Comparing and contrasting Christina Rossetti's 'Cousin Kate' and Eileen McCauley's 'The

Seduction'

I have compared poems 'Cousin Kate' by Christina Rossetti and 'The Seduction' by Eileen McCauley. Both poems describe different situations in which a young girl is seduced by a man and becomes pregnant. Both poems are equally angry and describe a loss of innocence and a sense of betrayal by both men and society.

'Cousin Kate' is set in the 1700's whereas 'The Seduction' has a much more modern context which is what makes them so interesting to compare as we can see how (if at all) society and its views on teenage pregnancy has changed. Whether it is an issue which has become more common and therefore more acceptable, or if it is still an issue frowned upon through the judgmental eyes of society who stereotype it's victims and brand them as outcasts. We can see what blinded these girls from reality and led them into the cruel and inauspicious trap of teenage pregnancy.

'Cousin Kate' is a poem about a young, naive cottage maiden who is seduced by a rich Lord, and then discarded for her cousin- Kate and left alone to raise his child and live a life of shame. The persona was 'contented' with her humble life as a cottage maiden and was not 'mindful she was fair.' I don't think she had ever been in a relationship or loved by a man before. She was naive and easily seduced by the Lords flattery- 'praise my flaxen hair' and riches- 'palace home'.

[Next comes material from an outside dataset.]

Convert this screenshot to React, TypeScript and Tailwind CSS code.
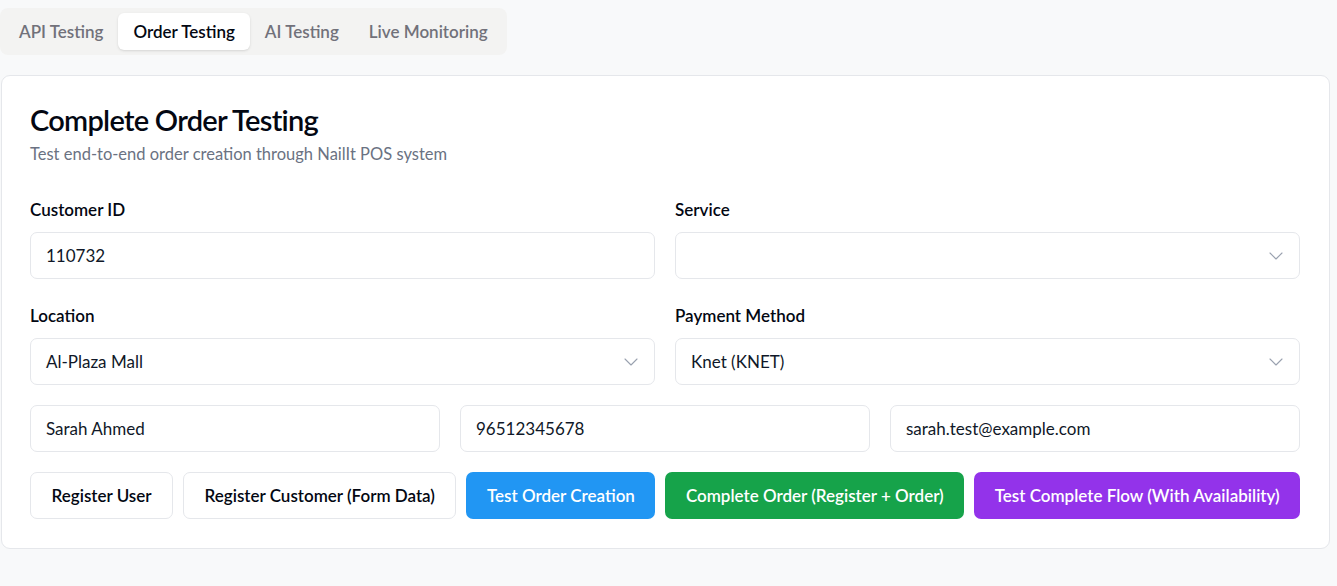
import React, { useState } from 'react';
import { ChevronDown } from 'lucide-react';

const tabs = ['API Testing', 'Order Testing', 'AI Testing', 'Live Monitoring'];

const Field = ({ value }: { value: string }) => (
  <div className="h-[47px] rounded-[7px] border border-gray-200 bg-white px-[15px] flex items-center text-[17px] text-gray-900">
    {value}
  </div>
);

const Select = ({ value }: { value: string }) => (
  <div className="h-[47px] rounded-[7px] border border-gray-200 bg-white pl-[15px] pr-[11px] flex items-center justify-between text-[17px] text-gray-900">
    <span>{value}</span>
    <ChevronDown className="w-[24px] h-[24px] text-gray-400" strokeWidth={1.1} />
  </div>
);

const btn = 'h-[47px] px-[20.5px] rounded-[7px] text-[17px] font-semibold whitespace-nowrap flex-none';

export default function App() {
  const [active, setActive] = useState('Order Testing');

  return (
    <div className="min-h-screen bg-[#f8f9fa] font-['Lato',sans-serif] text-gray-950">
      <div className="pt-[8px]">
        <div className="inline-flex items-center h-[47px] rounded-[8px] bg-[#f3f3f2] px-[4px]">
          {tabs.map(t => (
            <button
              key={t}
              onClick={() => setActive(t)}
              className={`h-[37px] px-[15px] rounded-[6px] text-[17px] font-semibold whitespace-nowrap ${
                active === t ? 'bg-white text-gray-950 shadow-sm' : 'text-[#71717a]'
              }`}
            >
              {t}
            </button>
          ))}
        </div>
      </div>

      <div className="mt-[20px] ml-[1px] w-[1329px] rounded-[9px] border border-gray-200 bg-white pl-[28px] pr-[29px] pt-[26px] pb-[29px]">
        <h2 className="text-[29px] font-semibold leading-[36px] tracking-tight">Complete Order Testing</h2>
        <p className="mt-[4px] text-[16.5px] text-gray-500 leading-[24px]">Test end-to-end order creation through NailIt POS system</p>

        <div className="mt-[32px] grid grid-cols-2 gap-x-[20px] gap-y-[25px]">
          <div>
            <label className="block text-[17px] font-semibold leading-[24px] mb-[10px]">Customer ID</label>
            <Field value="110732" />
          </div>
          <div>
            <label className="block text-[17px] font-semibold leading-[24px] mb-[10px]">Service</label>
            <Select value="" />
          </div>
          <div>
            <label className="block text-[17px] font-semibold leading-[24px] mb-[10px]">Location</label>
            <Select value="Al-Plaza Mall" />
          </div>
          <div>
            <label className="block text-[17px] font-semibold leading-[24px] mb-[10px]">Payment Method</label>
            <Select value="Knet (KNET)" />
          </div>
        </div>

        <div className="mt-[20px] grid grid-cols-3 gap-[20px]">
          <Field value="Sarah Ahmed" />
          <Field value="96512345678" />
          <Field value="sarah.test@example.com" />
        </div>

        <div className="mt-[20px] flex gap-[10px]">
          <button className={`${btn} border border-gray-200 bg-white`}>Register User</button>
          <button className={`${btn} border border-gray-200 bg-white`}>Register Customer (Form Data)</button>
          <button className={`${btn} bg-[#2196f3] text-white`}>Test Order Creation</button>
          <button className={`${btn} bg-[#16a34a] text-white`}>Complete Order (Register + Order)</button>
          <button className={`${btn} bg-[#9333ea] text-white`}>Test Complete Flow (With Availability)</button>
        </div>
      </div>
    </div>
  );
}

The Lord had 'lured' the girl to his 'palace home' like a hunter luring it's prey into a trap, with no intention of true love or marriage. He 'wore her like a silken knot', I get the impression that the persona was nothing more than an object or possession to the Lord in the way that their relationship is described in the poem. Metaphors and similes throughout the second stanza such as 'plaything' and 'silken knot', represent how weak and fickle their relationship was. The way she describes herself as becoming an 'unclean thing who might have been a dove', expresses a loss of innocence as if her shameful relationship with the Lord has tarnished her good and pure, 'dove'-like image. The line 'shameless shameful life', leads me to believe that she was unaware of what was going on and of how 'shameful' the life she was leading really was and 'woe's me for joy thereof ' means that because of the small amount of happiness she experienced in the short period of time while she was with the Lord, she is now left with a lifetime of misery.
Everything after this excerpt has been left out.